The final case study was presented by Tim Causer, who runs the Transcribe Bentham project. He echoed Lintott’s findings; a minority of the participants contributed to a majority of the crowdsourced work. Initially, crowdsourcing produced less data than a few full-time staffers until one or two super-users became involved. This flowed well into the workshop’s roundtable discussion.
How do you recruit super-users? Marketing these crowdsourcing projects was cited as one way to attract interest, while others suggested meeting with taggers, even conducting interviews. However, selecting ideal candidates becomes problematic because the contributors are self-selected. Furthermore, most would agree that lowering barriers to engagement (i.e., requiring registration) is an important aspect of any crowdsourcing campaign.

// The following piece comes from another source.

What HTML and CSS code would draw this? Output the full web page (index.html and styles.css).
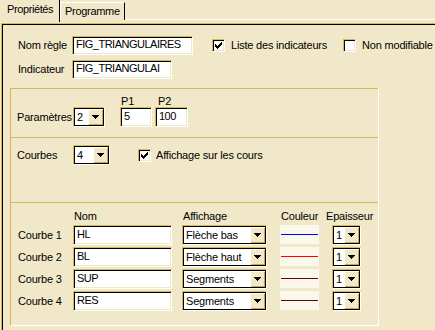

Unsurprisingly, most arts and humanities crowdsourcing projects are text-based; they transcribe original text, tag images with keywords, or disambiguate terms. The creation of human-readable metadata to foster aggregation and discrimination of data is at the forefront of most of these initiatives. However, how can crowdsourcing in the arts and humanities be combined with automatically generated metadata (i.e., image or speech analysis) to enrich metadata sets for users to exploit? This question deserves further study. Another aspect touched upon in Q & A, but not given much attention was the impact of crowdsourcing on levels of employment. Many cultural heritage organisations, faced with dwindling budgets, have been forced to seek other ways to maintain output levels while laying off a portion of their workforce. Crowdsourcing, arguably an extension of volunteerism, is an attractive option. Finally, arts and humanities crowdsourcing would benefit from more participant studies, especially ones that target different types of collections and cultural sectors (galleries, museums, archives, and libraries). Knowing who is more likely to participate and what motivates and engages them would increase the success of crowdsourcing initiatives.